Her assassination provided an opportunity to the rabid Hindu mobs in India to carry out genocidal killings, particularly in India’s capital city, New Delhi. Just days later, Time Magazine reported: “Frenzied mobs of young Hindu thugs, thirsting for revenge, burned Sikh-owned stores to the ground, dragged Sikhs out of their homes, cars and trains, then clubbed them to death or set them aflame before raging off in search of other victims. The mobs walked the streets of New Delhi, gang-raping Sikh women, murdering Sikh men and burning down Sikh homes, businesses and Gurdwaras (Sikh houses of worship). Eyewitness accounts describe how law enforcement and government officials participated in the massacres by engaging in the violence, inciting civilians to seek vengeance and providing the mobs with weapons”.
This situation was no different from the 2002 Gujarat genocide of Muslims under the watch of then chief minister of the state Narendra Modi. The widespread massacre of the Muslims in Gujarat catapulted Modi to political stardom in India and it was the first step for him towards prime ministership of India, which neutralised many more serious contenders in the party. Overnight, Modi became an icon, a symbol of the Hindu power in the eyes of the majoritarian Hindus.
It’s pertinent to mention that Hindu majoritarianism isn’t a recent phenomenon in India. Right from its independence in 1947, Congress played every communal trick in the book that Modi’s fascist regime employs now to keep a firm grip on power, but the only difference is that Congress did it more tactfully and didn’t do it brazenly.

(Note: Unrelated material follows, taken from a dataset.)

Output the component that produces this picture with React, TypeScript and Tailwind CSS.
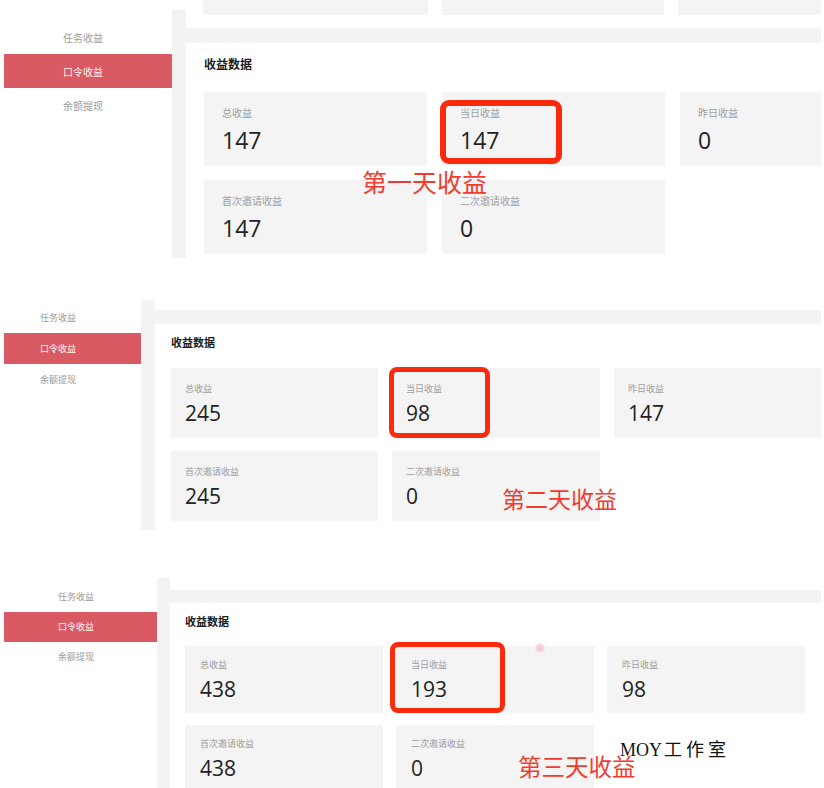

Many structural reforms were made by the Hindu establishment to run an apartheid in India after its independence from the colonial rule. It included division of Punjab by carving out the state of Haryana in 1966. However, post-1984 Sikh genocide, changes were made in the Indian Army, where native units like the Sikh infantry battalions were completely barred from having Sikh officers in its chain of command.
Post-1984, it hasn’t been a smooth ride for the Sikh community in India.
The current farmers’ protests across Punjab and its neighbouring states aren’t the first of their kind by the Sikh community. Hindutva media and propaganda machinery have already labelled the protests as “Khalistani terrorism.” The fact is that the farmers’ movement is a bonafide protest against the unholy and ominous nexus between the omnipotent Hindutva establishment and crony capitalists of India, who are a reservoir of funding for the Hindu right in India, not just for electoral purposes but also for what they call the Akhand Bharat or Greater India project which is an expansionist ideology that has already destabilised the region and led to India’s sponsorship of multiple terrorist movements against its neighbours as well as multiple projects aimed at crushing the resolve and self-respect of minorities, especially the Muslims, of India.
While Sikhs are often given a false reassurance that they are stakeholders in India, the facts on the ground debunk such assertions. Truth be told, Sikhs, like other minorities, are serving an apartheid in India, run by the Hindu right. Nothing much has changed for them from 1984 to 2020. Sikhs are as alienated in India as Muslims and Christians. And it’s in this backdrop that the community and its global supporters have started seriously thinking for themselves, and rightly so.